▶ What this task involves
Gather all lines from the material that contain the word "components".

▶ The records
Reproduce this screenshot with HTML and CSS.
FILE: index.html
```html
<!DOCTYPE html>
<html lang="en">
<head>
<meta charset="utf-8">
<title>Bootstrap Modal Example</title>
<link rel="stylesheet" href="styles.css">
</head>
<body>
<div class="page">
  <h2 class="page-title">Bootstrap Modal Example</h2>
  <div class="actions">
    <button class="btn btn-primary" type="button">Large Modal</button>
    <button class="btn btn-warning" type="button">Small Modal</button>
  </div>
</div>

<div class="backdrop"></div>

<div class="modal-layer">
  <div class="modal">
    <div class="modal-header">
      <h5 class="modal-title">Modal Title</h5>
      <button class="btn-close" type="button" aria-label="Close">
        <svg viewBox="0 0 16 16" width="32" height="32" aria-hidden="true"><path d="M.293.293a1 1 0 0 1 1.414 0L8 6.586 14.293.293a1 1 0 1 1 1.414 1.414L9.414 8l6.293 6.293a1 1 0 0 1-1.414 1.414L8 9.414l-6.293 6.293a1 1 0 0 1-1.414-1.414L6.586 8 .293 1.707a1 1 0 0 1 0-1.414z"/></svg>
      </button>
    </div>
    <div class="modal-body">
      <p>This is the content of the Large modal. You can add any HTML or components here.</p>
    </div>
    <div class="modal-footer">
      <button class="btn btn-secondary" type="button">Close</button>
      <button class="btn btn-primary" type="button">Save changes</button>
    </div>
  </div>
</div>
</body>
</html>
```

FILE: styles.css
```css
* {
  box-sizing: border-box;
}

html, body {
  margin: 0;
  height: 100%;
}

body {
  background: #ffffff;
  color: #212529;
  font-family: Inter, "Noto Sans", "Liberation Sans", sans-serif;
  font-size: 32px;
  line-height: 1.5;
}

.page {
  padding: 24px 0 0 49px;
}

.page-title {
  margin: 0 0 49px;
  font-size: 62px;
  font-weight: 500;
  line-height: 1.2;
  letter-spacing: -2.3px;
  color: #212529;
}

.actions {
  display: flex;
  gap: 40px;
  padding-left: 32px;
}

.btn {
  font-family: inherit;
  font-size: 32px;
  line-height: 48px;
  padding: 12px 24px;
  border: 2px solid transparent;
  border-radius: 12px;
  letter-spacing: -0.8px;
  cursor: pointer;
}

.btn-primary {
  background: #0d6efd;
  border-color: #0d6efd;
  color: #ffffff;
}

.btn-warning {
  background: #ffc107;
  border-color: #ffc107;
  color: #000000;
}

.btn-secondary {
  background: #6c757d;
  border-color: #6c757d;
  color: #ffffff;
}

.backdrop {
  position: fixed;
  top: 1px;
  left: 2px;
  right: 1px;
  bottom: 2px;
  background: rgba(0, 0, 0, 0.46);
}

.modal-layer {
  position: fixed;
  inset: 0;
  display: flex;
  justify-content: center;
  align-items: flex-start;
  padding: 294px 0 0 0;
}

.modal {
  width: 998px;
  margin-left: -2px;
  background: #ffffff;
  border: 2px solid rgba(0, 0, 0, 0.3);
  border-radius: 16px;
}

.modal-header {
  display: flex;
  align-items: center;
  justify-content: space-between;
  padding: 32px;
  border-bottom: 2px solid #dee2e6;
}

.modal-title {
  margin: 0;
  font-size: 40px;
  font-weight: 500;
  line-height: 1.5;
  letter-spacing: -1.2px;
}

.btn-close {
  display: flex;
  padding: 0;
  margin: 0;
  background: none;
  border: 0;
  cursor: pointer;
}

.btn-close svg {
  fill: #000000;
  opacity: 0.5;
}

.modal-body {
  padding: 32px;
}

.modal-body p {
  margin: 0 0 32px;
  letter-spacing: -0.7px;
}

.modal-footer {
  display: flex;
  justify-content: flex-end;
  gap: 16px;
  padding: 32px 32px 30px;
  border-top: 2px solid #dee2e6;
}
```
==
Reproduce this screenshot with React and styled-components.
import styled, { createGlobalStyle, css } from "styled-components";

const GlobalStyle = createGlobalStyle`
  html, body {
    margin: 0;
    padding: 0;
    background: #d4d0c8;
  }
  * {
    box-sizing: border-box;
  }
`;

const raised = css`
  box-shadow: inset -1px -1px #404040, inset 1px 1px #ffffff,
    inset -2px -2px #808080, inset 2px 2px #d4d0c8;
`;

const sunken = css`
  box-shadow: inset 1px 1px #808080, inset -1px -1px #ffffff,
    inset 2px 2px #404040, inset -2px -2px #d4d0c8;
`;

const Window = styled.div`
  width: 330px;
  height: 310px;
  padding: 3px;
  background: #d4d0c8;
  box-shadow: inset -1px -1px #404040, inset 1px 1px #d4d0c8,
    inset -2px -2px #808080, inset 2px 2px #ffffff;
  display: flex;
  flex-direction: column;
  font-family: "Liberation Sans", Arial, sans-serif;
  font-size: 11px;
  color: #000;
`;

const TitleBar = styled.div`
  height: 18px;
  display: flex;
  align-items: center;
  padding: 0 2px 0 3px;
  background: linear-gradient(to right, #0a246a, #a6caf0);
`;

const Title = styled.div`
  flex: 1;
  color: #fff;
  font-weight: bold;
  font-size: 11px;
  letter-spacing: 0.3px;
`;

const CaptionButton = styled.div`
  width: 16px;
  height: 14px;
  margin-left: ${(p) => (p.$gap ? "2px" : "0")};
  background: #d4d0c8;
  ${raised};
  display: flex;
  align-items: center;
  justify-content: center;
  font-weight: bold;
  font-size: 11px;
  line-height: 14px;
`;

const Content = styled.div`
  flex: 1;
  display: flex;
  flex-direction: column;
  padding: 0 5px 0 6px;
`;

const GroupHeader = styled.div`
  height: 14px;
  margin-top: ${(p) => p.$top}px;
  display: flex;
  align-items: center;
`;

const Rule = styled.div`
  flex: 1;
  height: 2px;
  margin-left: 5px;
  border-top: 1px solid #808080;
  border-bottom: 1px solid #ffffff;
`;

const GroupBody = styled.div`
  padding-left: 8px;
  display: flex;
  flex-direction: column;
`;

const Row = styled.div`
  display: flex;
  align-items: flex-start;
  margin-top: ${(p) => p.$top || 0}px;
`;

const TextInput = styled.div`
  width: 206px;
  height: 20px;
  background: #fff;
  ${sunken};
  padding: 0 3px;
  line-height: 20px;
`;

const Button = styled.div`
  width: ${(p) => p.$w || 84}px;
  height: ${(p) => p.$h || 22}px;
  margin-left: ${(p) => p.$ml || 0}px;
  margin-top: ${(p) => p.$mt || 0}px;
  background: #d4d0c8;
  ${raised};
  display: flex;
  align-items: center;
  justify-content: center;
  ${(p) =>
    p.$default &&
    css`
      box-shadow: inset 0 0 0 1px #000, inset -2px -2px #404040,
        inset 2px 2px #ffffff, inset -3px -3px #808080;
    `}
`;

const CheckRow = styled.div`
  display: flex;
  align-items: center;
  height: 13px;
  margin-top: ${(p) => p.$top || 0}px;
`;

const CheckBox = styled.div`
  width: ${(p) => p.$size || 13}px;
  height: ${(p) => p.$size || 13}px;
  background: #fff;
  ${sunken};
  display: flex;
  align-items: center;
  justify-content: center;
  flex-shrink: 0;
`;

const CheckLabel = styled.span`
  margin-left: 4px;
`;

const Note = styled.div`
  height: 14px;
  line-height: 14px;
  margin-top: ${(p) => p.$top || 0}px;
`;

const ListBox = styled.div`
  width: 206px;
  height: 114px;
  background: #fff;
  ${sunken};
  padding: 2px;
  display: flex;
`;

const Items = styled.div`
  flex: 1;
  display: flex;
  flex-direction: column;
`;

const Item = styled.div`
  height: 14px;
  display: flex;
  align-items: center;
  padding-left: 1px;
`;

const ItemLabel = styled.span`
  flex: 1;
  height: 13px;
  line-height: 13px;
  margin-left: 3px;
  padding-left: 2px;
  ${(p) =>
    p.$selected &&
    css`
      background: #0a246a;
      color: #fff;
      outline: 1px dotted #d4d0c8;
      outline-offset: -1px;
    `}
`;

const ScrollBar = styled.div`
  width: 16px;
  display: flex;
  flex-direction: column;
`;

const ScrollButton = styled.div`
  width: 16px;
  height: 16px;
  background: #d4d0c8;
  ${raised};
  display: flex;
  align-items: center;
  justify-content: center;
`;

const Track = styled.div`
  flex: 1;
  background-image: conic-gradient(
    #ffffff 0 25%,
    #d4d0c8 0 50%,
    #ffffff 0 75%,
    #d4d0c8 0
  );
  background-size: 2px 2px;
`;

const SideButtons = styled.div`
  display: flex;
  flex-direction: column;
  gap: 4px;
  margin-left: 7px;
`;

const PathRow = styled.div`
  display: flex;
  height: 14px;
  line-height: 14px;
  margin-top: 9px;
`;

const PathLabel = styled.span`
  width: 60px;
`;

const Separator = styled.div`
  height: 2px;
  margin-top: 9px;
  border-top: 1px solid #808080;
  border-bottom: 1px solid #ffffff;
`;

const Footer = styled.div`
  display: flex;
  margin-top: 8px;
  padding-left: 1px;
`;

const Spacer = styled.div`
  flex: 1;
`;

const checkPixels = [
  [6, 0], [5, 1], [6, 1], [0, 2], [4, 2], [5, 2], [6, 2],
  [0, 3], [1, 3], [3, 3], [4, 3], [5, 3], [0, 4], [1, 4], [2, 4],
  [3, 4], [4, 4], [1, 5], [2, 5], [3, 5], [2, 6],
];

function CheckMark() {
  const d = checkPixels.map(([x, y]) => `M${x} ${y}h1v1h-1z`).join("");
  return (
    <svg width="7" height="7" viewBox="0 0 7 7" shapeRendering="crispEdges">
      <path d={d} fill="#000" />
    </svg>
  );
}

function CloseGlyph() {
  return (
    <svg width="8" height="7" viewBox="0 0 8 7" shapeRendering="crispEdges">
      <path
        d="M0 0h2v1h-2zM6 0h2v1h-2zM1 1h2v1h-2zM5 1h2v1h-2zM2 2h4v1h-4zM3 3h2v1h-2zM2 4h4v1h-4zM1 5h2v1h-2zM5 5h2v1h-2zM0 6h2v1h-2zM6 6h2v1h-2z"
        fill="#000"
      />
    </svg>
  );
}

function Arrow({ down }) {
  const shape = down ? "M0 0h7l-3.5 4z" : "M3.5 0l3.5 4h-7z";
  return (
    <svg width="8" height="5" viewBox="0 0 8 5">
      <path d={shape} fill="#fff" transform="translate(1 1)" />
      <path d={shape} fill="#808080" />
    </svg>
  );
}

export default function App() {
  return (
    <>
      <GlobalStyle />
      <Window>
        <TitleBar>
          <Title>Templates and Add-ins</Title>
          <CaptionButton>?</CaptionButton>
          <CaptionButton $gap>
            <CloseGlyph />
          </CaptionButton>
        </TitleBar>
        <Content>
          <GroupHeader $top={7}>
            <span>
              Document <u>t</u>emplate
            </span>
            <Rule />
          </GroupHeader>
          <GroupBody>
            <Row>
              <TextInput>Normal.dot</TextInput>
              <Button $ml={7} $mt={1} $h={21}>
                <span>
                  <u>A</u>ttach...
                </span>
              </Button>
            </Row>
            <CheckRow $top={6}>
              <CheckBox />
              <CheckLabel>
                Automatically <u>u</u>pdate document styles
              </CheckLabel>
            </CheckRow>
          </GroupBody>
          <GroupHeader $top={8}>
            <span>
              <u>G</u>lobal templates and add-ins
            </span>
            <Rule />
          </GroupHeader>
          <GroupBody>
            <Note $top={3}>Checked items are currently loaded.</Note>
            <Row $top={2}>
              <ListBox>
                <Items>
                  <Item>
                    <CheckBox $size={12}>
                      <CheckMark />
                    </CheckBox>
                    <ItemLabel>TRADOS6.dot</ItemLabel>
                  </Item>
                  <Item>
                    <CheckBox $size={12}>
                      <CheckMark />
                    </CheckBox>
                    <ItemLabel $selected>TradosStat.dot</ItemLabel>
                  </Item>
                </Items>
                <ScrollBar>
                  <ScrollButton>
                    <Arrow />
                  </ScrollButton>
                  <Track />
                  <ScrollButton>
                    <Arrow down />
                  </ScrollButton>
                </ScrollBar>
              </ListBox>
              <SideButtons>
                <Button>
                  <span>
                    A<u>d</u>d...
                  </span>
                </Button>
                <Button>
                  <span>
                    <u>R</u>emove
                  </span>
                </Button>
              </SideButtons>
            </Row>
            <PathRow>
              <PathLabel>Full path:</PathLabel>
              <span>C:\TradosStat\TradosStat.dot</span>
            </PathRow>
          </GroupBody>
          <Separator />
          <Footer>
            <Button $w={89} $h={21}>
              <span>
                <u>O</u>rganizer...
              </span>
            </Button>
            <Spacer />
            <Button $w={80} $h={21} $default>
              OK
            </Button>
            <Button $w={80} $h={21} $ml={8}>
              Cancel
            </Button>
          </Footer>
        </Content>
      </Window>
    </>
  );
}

▶ Task output
      <p>This is the content of the Large modal. You can add any HTML or components here.</p>
Reproduce this screenshot with React and styled-components.
import styled, { createGlobalStyle, css } from "styled-components";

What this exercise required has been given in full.